As the Yankees began arriving and the last Confederate soldier left the area, Henry’s mother tied a belt around her son’s waist containing the money that was at the house, plus some gold that was “kept sacredly for future needs.” Henry remembered a Federal soldier riding up and asked, “Are there any Rebels around here?” Henry answered that they were not Rebels, but Confederates! “I thought at first they would kill us all, but in a few minutes their conversation with my father convinced me we were in no danger of being shot just for fun.” The officers told Henry’s father that they “would not willfully destroy his property, but he must stay closely upon his premises.”

Oakley Hill

The next day the soldiers were everywhere, putting up tents and running telegraph wires, and the wagons, “each drawn by four fine mules, seemed to be in the thousands.” The Yankees also occupied the family’s barn. A Confederate battery was stationed across the Chickahominy, and the young boy wondered why it did at not fire the Federal troops near that barn. A Federal officer told him that “the Confederates knew who lived there, and they would not shell the barn or house on that account.” Each day the Confederates “would shell the woods and all around, but never any fell in our yard. A McClellan battery would reply, and when the duel would commence many officers would come into our yard for protection, as they said they knew the shells would not fall there.” Henry was allowed “perfect freedom, so I mingled freely with the officers and men.”

Officers gathered daily on the porch to talk with Henry’s father, and “treated him with the respect his age demanded.” The boy particularly remembered Major Boyd, “who took a great fancy to us all. I have often wished that I might know whether he survived the awful days that followed.”

 

Two of the family’s slaves, Uncle Moses and Uncle Tom, told Henry that the Yankees had stolen “Ole Major,” his pet goose. When he saw that they had killed it, he cried.  A Federal officer took pity and said, “Come with me little Rebel. We are not here to make war on geese, but to take Richmond.” He made the soldiers pay Henry for every goose they had taken, and the boy was allowed to take Old Major and bury him.

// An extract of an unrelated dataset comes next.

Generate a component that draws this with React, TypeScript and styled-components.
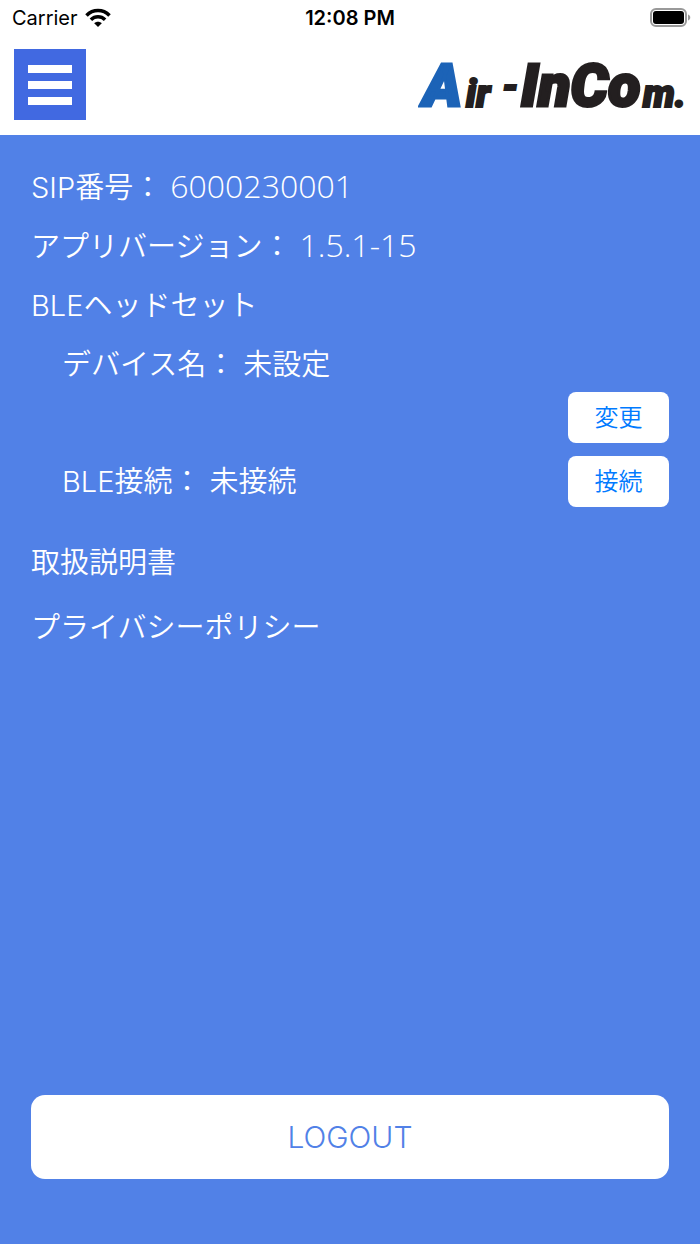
import React from "react";
import styled, { createGlobalStyle } from "styled-components";

const GlobalStyle = createGlobalStyle`
  *, *::before, *::after { box-sizing: border-box; }
  body {
    margin: 0;
    background: #5181e7;
    font-family: "Inter", "Noto Sans CJK JP", sans-serif;
  }
  button { font-family: inherit; border: 0; cursor: pointer; }
`;

const Screen = styled.div`
  display: flex;
  flex-direction: column;
  min-height: 100vh;
`;

const StatusBar = styled.div`
  display: grid;
  grid-template-columns: 1fr auto 1fr;
  align-items: center;
  height: 36px;
  padding: 0 9px;
  background: #fff;
  color: #000;
  font-size: 20px;
  line-height: 24px;
`;

const Carrier = styled.span`
  display: flex;
  align-items: center;
  gap: 7px;
  padding-left: 3px;
`;

const Clock = styled.time`
  font-weight: 600;
`;

const Battery = styled.svg`
  justify-self: end;
`;

const Header = styled.header`
  display: flex;
  align-items: center;
  justify-content: space-between;
  height: 99px;
  padding: 0 14px 2px;
  background: #fff;
`;

const MenuButton = styled.button`
  display: flex;
  flex-direction: column;
  justify-content: center;
  gap: 8px;
  width: 72px;
  height: 71px;
  padding: 0 14px;
  background: #4169e1;
`;

const MenuBar = styled.span`
  height: 8px;
  background: #fff;
`;

const Main = styled.main`
  display: flex;
  flex: 1;
  flex-direction: column;
  padding: 33px 31px 65px;
  background: #5181e7;
  color: #fff;
  font-size: 29px;
  font-weight: 350;
  line-height: 40px;
`;

const InfoList = styled.div`
  display: flex;
  flex-direction: column;
  gap: 19px;
`;

const Line = styled.p<{ $indent?: boolean }>`
  height: 40px;
  margin: 0;
  padding-left: ${(p) => (p.$indent ? 31 : 0)}px;
  white-space: pre;
`;

const Digits = styled.span`
  font-family: "Open Sans", "Noto Sans", sans-serif;
  font-size: 32px;
  line-height: 32px;
`;

const Actions = styled.div`
  display: flex;
  flex-direction: column;
  gap: 13px;
  margin-top: 7px;
`;

const ActionRow = styled.div`
  display: flex;
  align-items: center;
  justify-content: space-between;
`;

const SmallButton = styled.button`
  width: 101px;
  height: 51px;
  margin-left: auto;
  padding: 0;
  border-radius: 8px;
  background: #fff;
  color: #007aff;
  font-size: 24px;
  font-weight: 350;
  line-height: 32px;
`;

const Links = styled.nav`
  display: flex;
  flex-direction: column;
  align-items: flex-start;
  gap: 25px;
  margin-top: 36px;
`;

const PageLink = styled.a`
  color: #fff;
  text-decoration: none;
`;

const LogoutButton = styled.button`
  height: 84px;
  margin-top: auto;
  border-radius: 14px;
  background: #fff;
  color: #5181e7;
  font-size: 30px;
  font-weight: 300;
  line-height: 40px;
`;

const LogoText = styled.text<{ $small?: boolean; $color?: string }>`
  fill: ${(p) => p.$color ?? "#231f20"};
  stroke: ${(p) => p.$color ?? "#231f20"};
  stroke-width: ${(p) => (p.$small ? 2 : 3)}px;
  font-family: "Roboto", sans-serif;
  font-size: ${(p) => (p.$small ? 38 : 59)}px;
  font-style: italic;
  font-weight: 900;
`;

function WifiIcon() {
  return (
    <svg width="26" height="20" viewBox="0 0 26 20" aria-hidden="true">
      <g fill="none" stroke="#000" strokeWidth="3.6">
        <path d="M1.5 7.4C8 .9 18 .9 24.500 7.400" />
        <path d="M5.900 11.700C10 7.800 16 7.800 20.100 11.700" />
      </g>
      <path d="M9.200 15.200C11.400 13.200 14.600 13.200 16.800 15.200L13 19Z" fill="#000" />
    </svg>
  );
}

function Logo() {
  return (
    <svg width="268" height="80" viewBox="0 0 268 80" role="img" aria-label="Air-InCom.">
      <LogoText x="5" y="61" $color="#1c63b7">A</LogoText>
      <LogoText x="48" y="62" $small>ir</LogoText>
      <LogoText x="84" y="54" $small>-</LogoText>
      <LogoText x="103" y="61">InCo</LogoText>
      <LogoText x="225" y="62" $small>m.</LogoText>
    </svg>
  );
}

export default function App() {
  return (
    <Screen>
      <GlobalStyle />
      <StatusBar>
        <Carrier>
          Carrier
          <WifiIcon />
        </Carrier>
        <Clock>12:08 PM</Clock>
        <Battery width="42" height="20" viewBox="0 0 42 20" aria-hidden="true">
          <rect x="2" y="1" width="35" height="17" rx="5" fill="#fff" stroke="#999" strokeWidth="2" />
          <rect x="4" y="3" width="31" height="13" rx="3" fill="#000" />
          <path d="M39 6.500C42 7.500 42 11.500 39 12.500Z" fill="#999" />
        </Battery>
      </StatusBar>
      <Header>
        <MenuButton type="button" aria-label="メニュー">
          <MenuBar />
          <MenuBar />
          <MenuBar />
        </MenuButton>
        <Logo />
      </Header>
      <Main>
        <InfoList>
          <Line>SIP番号： <Digits>6000230001</Digits></Line>
          <Line>アプリバージョン： <Digits>1.5.1-15</Digits></Line>
          <Line>BLEヘッドセット</Line>
          <Line $indent>デバイス名： 未設定</Line>
        </InfoList>
        <Actions>
          <ActionRow>
            <SmallButton type="button">変更</SmallButton>
          </ActionRow>
          <ActionRow>
            <Line $indent>BLE接続： 未接続</Line>
            <SmallButton type="button">接続</SmallButton>
          </ActionRow>
        </Actions>
        <Links>
          <PageLink href="#manual">取扱説明書</PageLink>
          <PageLink href="#privacy">プライバシーポリシー</PageLink>
        </Links>
        <LogoutButton type="button">LOGOUT</LogoutButton>
      </Main>
    </Screen>
  );
}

One day Henry’s father asked a Union officer for a privilege. “He told him that he was originally a Union man, but Mr. Lincoln’s call for troops to subdue the South had changed him, and six of his sons were in the Confederate Army.“ The officer replied that if my father would take an oath his request would be granted.  “After reading it, my father handed it back to him and said with a voice full of fire and emotion and trembling finger pointing toward the Confederate line. ‘I have six sons on yonder hill. If I sign this it will deny me the right to welcome them home; If I sign this it will deny me the right to feed them; If I sign this it will deny me the right to show them love and affection when with God’s will I meet them again.  Never, never! How can you ask it?’”

Sydnor Family

On a nearby hill stood the overseer’s house.  He was away in the army, and on one Sunday morning the Union soldiers taunted his wife, saying that they would soon be in Richmond and they would ring the church bells. She replied, asking if they knew the story of Moses. “Well don’t you know the prophet Moses climbed the mount and viewed the promised land, but he never got there!”

Henry remembered that in the afternoons of June 1862 the Yankees would send up their balloons, which he called “monster things.” On the 26th, the battle began, and the family moved into the basement; shells bursting around the house. Around 10:00 that evening the Yankees disappeared. As he walked around the yard the next morning Henry saw a Confederate on a horse in the distance, motioning him to come over.  Running toward the soldier, Henry recognized his brother. “He took me up on his horse and carried me to General Longstreet, who asked me many questions about McClellan’s army… Longstreet’s division passed through our yard.”

After the armies had passed, life went on. Many of the slaves had gone off with the Yankees, but the older ones, Uncle Tom and Uncle Moses “stayed with us and shared our joys and sorrows.” In the days that followed, boys in the area would scour the battlefield for bullets and “moulded them into shot to hunt with.”

Henry’s home at Meadow Farm has disappeared. The farm became a housing development, and the house has fallen down. The home of his grandparents, “Oakley Hill” still stands along Cold Harbor Road. Its fields, too, have become a development, but the home stands in the center of it.

Notes:

The article “A Virginia Boy in the Sixties” is available in Confederate Veteran, volume 20, p. 105. Henry Clinton Sydnor was my great-great-great uncle.



7 Responses to A Virginia Boy

    1. The Official Army Register, Vol. III, contains the names of all Pennsylvania officers. There are six Boyds, none of them Majors and none in the Pennsylvania Reserves.

  1. We appreciated reading this article. From our kitchen window in the winter we can look out and see what is left of that home. The county is trying to have the area where the remains of the home is to be rezoned commercial. As someone who has spent many a day walking the deer paths around the remaining structure it was great to read what the home was like during the Civil War rather than just imagine it.

  2. Thank you so much for sharing this. I am doing genealogical research and I am glad to have come across these details! William Barret Sydnor was my great-great-great grandfather.